• Instructions for the task
Reproduce all lines of the listing below in which the word "this" occurs.

• Collected material
::::

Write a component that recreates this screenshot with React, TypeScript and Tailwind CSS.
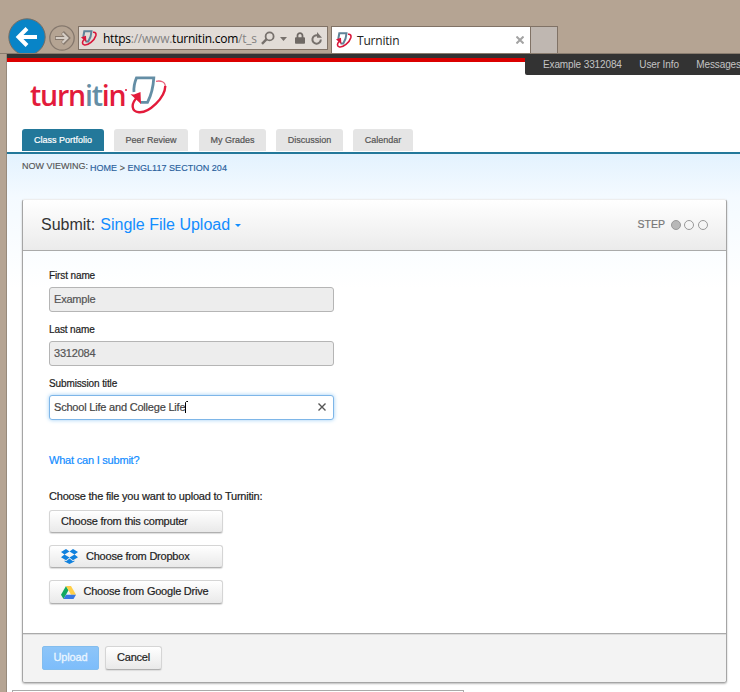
import React, { useState } from "react";
import { FaLock } from "react-icons/fa";

const TurnitinMark: React.FC<{ className?: string }> = ({ className }) => (
  <svg viewBox="0 0 37 38" fill="none" className={className}>
    <path
      d="M4 16C3.500 11 4.800 6 6.500 1.800H23.800C23.300 10 21.800 18 17.500 26.300H10.500"
      stroke="#648ea5"
      strokeWidth="2.800"
    />
    <path
      d="M26 5.300C30 4.500 36 5 35.300 12"
      stroke="#e9607a"
      strokeWidth="1.300"
    />
    <path
      d="M35.300 10C35 22 19 37 9 36.200C1.500 35.600 .5 28 7 21.500"
      stroke="#e31b3b"
      strokeWidth="2.400"
    />
    <path d="M.5 18.300L4 18.600 10.500 16 11 28z" fill="#e31b3b" />
  </svg>
);

// Heavier strokes than the header mark so it stays readable at 16px
const Favicon: React.FC = () => (
  <svg viewBox="0 0 16 16" fill="none" className="size-4 shrink-0">
    <path d="M2.300 7L3.300 1.300h7.200C10.300 5.500 9.300 8.500 7.300 11.500H4.500" stroke="#5f8398" strokeWidth="2" />
    <path
      d="M12 2.300C14.500 2 15.400 3.200 14.800 5.800C13.500 10.500 7 15.600 3.500 15C1 14.500.8 12 3 9.500"
      stroke="#d8173a"
      strokeWidth="1.600"
    />
    <path d="M0 7.300l5-1.500.4 6.500z" fill="#d8173a" />
  </svg>
);

const DropboxIcon: React.FC = () => (
  <svg viewBox="0 0 17 15" className="h-[15px] w-[17px] shrink-0" fill="#1081de">
    <path d="M5 0l3.500 2.500L3.500 5.500 0 3zM12 0L8.500 2.500l5 3L17 3zM0 8.300l5 3 3.500-2.800-5-3zM17 8.300l-5 3-3.500-2.800 5-3zM8.500 9.500l-3.400 2.800-1.500-.9v1l4.900 2.600 4.900-2.600v-1l-1.500.9z" />
  </svg>
);

const DriveIcon: React.FC = () => (
  <svg viewBox="0 0 15 13" className="h-[13px] w-[15px] shrink-0">
    <path d="M5 0L0 8.800 2.500 13 7.500 4.300z" fill="#11a861" />
    <path d="M5 0h5l5 8.800h-5z" fill="#ffcf48" />
    <path d="M5 8.800h10L12.500 13h-10z" fill="#3777e3" />
  </svg>
);

const BrowserBar: React.FC = () => (
  <div className="flex h-[54px] items-end border-b border-[#897c6f] bg-[#b5a493] font-['Open_Sans',sans-serif]">
    <div className="ml-2 h-[35px] w-[38px] overflow-hidden">
      <svg viewBox="0 0 38 38" className="h-[38px] w-[38px]" fill="none">
        <circle cx="19" cy="19" r="18.200" fill="#0884c7" stroke="#756d64" />
        <path
          d="M29 19H11M19 10.500L10.500 19l8.500 8.500"
          stroke="white"
          strokeWidth="4"
        />
      </svg>
    </div>
    <svg viewBox="0 0 26 26" className="mb-[2px] ml-[3px] size-[26px]" fill="none">
      <circle cx="13" cy="13" r="12.200" stroke="#85786d" strokeWidth="1.300" />
      <path
        d="M6 13h12M13.500 7.500L19 13l-5.500 5.500"
        stroke="#85786d"
        strokeWidth="4"
      />
      <path
        d="M6.800 13h11.500M13.500 8.200l4.800 4.800-4.800 4.800"
        stroke="#d6cec6"
        strokeWidth="2.200"
      />
    </svg>
    <div className="mb-[3px] ml-[3px] flex h-6 w-[250px] items-center border border-[#807266] bg-[#e2dcd7] pl-[2px]">
      <Favicon />
      <div className="ml-[6px] w-[154px] shrink-0 pt-px text-[12px] tracking-[-0.24px] whitespace-nowrap text-[#828282]">
        <span className="text-black">https</span>://www.
        <span className="text-black">turnitin.com</span>/t_s
      </div>
      <svg viewBox="0 0 14 14" className="ml-1 size-[14px] shrink-0" fill="none" stroke="#77716d">
        <circle cx="8.600" cy="5.400" r="4" strokeWidth="1.800" />
        <path d="M5.600 8.200L1 12.800" strokeWidth="2.400" />
      </svg>
      <svg viewBox="0 0 7 4" className="mt-px ml-[5px] h-1 w-[7px] shrink-0">
        <path d="M0 0h7L3.500 4z" fill="#77716d" />
      </svg>
      <FaLock className="ml-2 h-3 w-[10px] shrink-0 text-[#6f6965]" />
      <svg viewBox="0 0 12 13" className="ml-[6px] h-[13px] w-3 shrink-0" fill="none">
        <path d="M9.800 7.500A4.200 4.200 0 1 1 6.500 3.400" stroke="#77716d" strokeWidth="2" />
        <path d="M6 0v5.800h5z" fill="#77716d" />
      </svg>
    </div>
    <div className="ml-[3px] flex h-[27px] w-[200px] items-center border border-b-0 border-[#807266] bg-white pr-[6px] pl-[4px]">
      <Favicon />
      <span className="ml-[5px] pt-[2px] text-[12px] tracking-[-0.2px] text-[#222]">
        Turnitin
      </span>
      <svg viewBox="0 0 8 8" className="ml-auto size-2" stroke="#a3a3a3" strokeWidth="2">
        <path d="M.5.5l7 7M7.500.5l-7 7" />
      </svg>
    </div>
    <div className="h-[27px] w-[27px] border border-b-0 border-l-0 border-[#807266] bg-[#bfb7b1]" />
  </div>
);

const tabs = [
  { label: "Class Portfolio", style: "w-[82px] bg-[#23789a] text-white mr-[10px]" },
  { label: "Peer Review", style: "w-[74px] bg-[#e5e5e5] text-[#555] mr-[11px]" },
  { label: "My Grades", style: "w-[67px] bg-[#e5e5e5] text-[#555] mr-[10px]" },
  { label: "Discussion", style: "w-[67px] bg-[#e5e5e5] text-[#555] mr-[10px]" },
  { label: "Calendar", style: "w-[60px] bg-[#e5e5e5] text-[#555]" },
];

const SiteHeader: React.FC = () => (
  <>
    <div className="flex h-[21px] bg-white">
      <div className="h-2 w-[518px] shrink-0 border-t-4 border-b-4 border-t-[#333] border-b-[#db0000]" />
      <div className="flex h-[21px] flex-1 items-center gap-[17.500px] rounded-bl-xs bg-[#333] pl-[18px] text-[10px] tracking-[-0.12px] whitespace-nowrap text-[#c4c4c4]">
        <span>Example 3312084</span>
        <span>User Info</span>
        <span>Messages</span>
      </div>
    </div>
    <div className="flex h-[54px] items-start bg-white pl-[23px]">
      <div className="w-[95px] pt-px font-['Open_Sans',sans-serif] text-[28.500px] leading-[38px] font-semibold tracking-[-1.2px] whitespace-nowrap text-[#e31b3b]">
        turn<span className="text-[#648ea5]">it</span>in
      </div>
      <span className="mt-[14px] size-[2px] rounded-full bg-[#e31b3b]" />
      <TurnitinMark className="mt-[1px] ml-[3px] h-[38px] w-[37px]" />
    </div>
    <div className="flex h-[25px] items-start border-b-2 border-[#23789a] bg-white pl-[15px] text-[9px] [-webkit-text-stroke:0.2px]">
      {tabs.map((tab) => (
        <button
          key={tab.label}
          className={`h-[22px] rounded-t-[3px] pt-px whitespace-nowrap ${tab.style}`}
        >
          {tab.label}
        </button>
      ))}
    </div>
  </>
);

const fieldBase =
  "h-[25px] w-[285px] rounded-[3px] border px-1 text-[11px] tracking-[-0.2px]";
const buttonBase =
  "flex items-center rounded-[3px] border border-[#d5d5d5] border-b-[#b0b0b0] bg-linear-to-b from-white to-[#e9e9e9] text-[11px] tracking-[-0.22px] text-[#222] shadow-[0_1px_1px_#ddd] [-webkit-text-stroke:0.2px]";

const App: React.FC = () => {
  const [title, setTitle] = useState("School Life and College Life");

  return (
    <div className="h-[692px] w-[740px] overflow-hidden bg-[#b5a493] font-['Liberation_Sans',Arial,sans-serif]">
      <BrowserBar />
      <div className="ml-[6px] h-[638px] border-l border-[#978a7c] bg-white">
        <SiteHeader />

        <div className="h-[538px] bg-linear-to-b from-[#e3f2fe] via-[#f4faff] via-8% to-white to-25% pl-[15px]">
          <div className="flex h-[45px] items-start gap-[2px] text-[9px] leading-[11px] whitespace-nowrap text-[#555] [-webkit-text-stroke:0.15px]">
            <span className="pt-[7px]">NOW VIEWING:</span>
            <span className="pt-[9px] tracking-[0.03px]">
              <a className="text-[#29609c]">HOME</a> &gt;{" "}
              <a className="text-[#29609c]">ENGL117 SECTION 204</a>
            </span>
          </div>

          <div className="h-[484px] w-[705px] overflow-hidden rounded-[3px] border border-[#a5a5a5] border-t-[#eee] shadow-[0_1px_2px_#bbb]">
            <div className="flex h-[51px] items-center justify-between border-b border-[#aaa] bg-linear-to-b from-white to-[#ebebeb] pr-[18px] pl-[18px]">
              <h1 className="flex items-center text-[16px] text-[#333]">
                Submit:
                <span className="ml-[5px] text-[#128dff]">Single File Upload</span>
                <svg viewBox="0 0 6 3" className="mt-[1px] ml-[5px] h-[3px] w-[6px]">
                  <path d="M0 0h6L3 3z" fill="#128dff" />
                </svg>
              </h1>
              <div className="flex items-center text-[10.500px] text-[#777] [-webkit-text-stroke:0.2px]">
                STEP
                <span className="ml-[6px] size-[10px] rounded-full border border-[#999] bg-[#b8b8b8]" />
                <span className="ml-[3px] size-[10px] rounded-full border border-[#999]" />
                <span className="ml-[4px] size-[10px] rounded-full border border-[#999]" />
              </div>
            </div>

            <div className="h-[382px] pl-[26px] text-[#222] [-webkit-text-stroke:0.2px]">
              <div className="flex flex-col pt-[18px] text-[10px] leading-[14px] tracking-[-0.12px]">
                <label>First name</label>
                <input
                  readOnly
                  value="Example"
                  className={`${fieldBase} mt-[4px] mb-[11px] border-[#b5b5b5] bg-[#ededed] pb-[2px] text-[#555]`}
                />
                <label>Last name</label>
                <input
                  readOnly
                  value="3312084"
                  className={`${fieldBase} mt-[4px] mb-[11px] border-[#b5b5b5] bg-[#ededed] pb-[2px] text-[#555]`}
                />
                <label>Submission title</label>
                <div
                  className={`${fieldBase} mt-[4px] flex items-center border-[#7eb6e8] bg-white text-[#444] shadow-[0_0_4px_#9bcdf5]`}
                >
                  <input
                    value={title}
                    onChange={(e) => setTitle(e.target.value)}
                    className="w-[131px] pb-[2px] outline-none"
                  />
                  <svg viewBox="0 0 3 12" className="mb-px h-3 w-[3px]" stroke="black" fill="none">
                    <path d="M.5 12V1.500L1.500.5H3" />
                  </svg>
                  <svg
                    viewBox="0 0 8 8"
                    className="mr-[3px] mb-[2px] ml-auto size-2"
                    stroke="#555"
                    strokeWidth="1.400"
                    onClick={() => setTitle("")}
                  >
                    <path d="M.5.5l7 7M7.500.5l-7 7" />
                  </svg>
                </div>
              </div>

              <div className="pt-[33px] text-[11px] leading-[14px] tracking-[-0.21px]">
                <a className="block text-[#128dff]">What can I submit?</a>
                <p className="mt-[22px]">
                  Choose the file you want to upload to Turnitin:
                </p>
              </div>
              <div className="mt-[7px] flex flex-col gap-[12px]">
                <button className={`${buttonBase} h-[23px] w-[174px] pl-[11px]`}>
                  Choose from this computer
                </button>
                <button className={`${buttonBase} h-[23px] w-[174px] gap-[8px] pl-[11px]`}>
                  <DropboxIcon />
                  Choose from Dropbox
                </button>
                <button className={`${buttonBase} h-[24px] w-[174px] gap-[7.500px] pl-[11px]`}>
                  <DriveIcon />
                  <span className="pb-px">Choose from Google Drive</span>
                </button>
              </div>
            </div>

            <div className="flex h-[50px] items-start gap-[6px] border-t border-[#aaa] bg-[#f3f3f3] pt-[12px] pl-[19px] shadow-[inset_0_1px_0_#ddd]">
              <button className="h-6 w-[57px] rounded-[2px] border border-[#83bdee] bg-linear-to-b from-[#8dc5f8] to-[#7dbdfb] pb-px text-[11px] tracking-[-0.15px] text-[#eaf5ff] [-webkit-text-stroke:0.3px]">
                Upload
              </button>
              <button className={`${buttonBase} h-6 w-[57px] justify-center pb-px`}>
                Cancel
              </button>
            </div>
          </div>

          <div className="mt-[7px] -ml-[10px] h-2 w-[452px] border border-[#aaa] bg-white" />
        </div>
      </div>
    </div>
  );
};

export default App;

::::

• Task solution
Write a component that recreates this screenshot with React, TypeScript and Tailwind CSS.
                  Choose from this computer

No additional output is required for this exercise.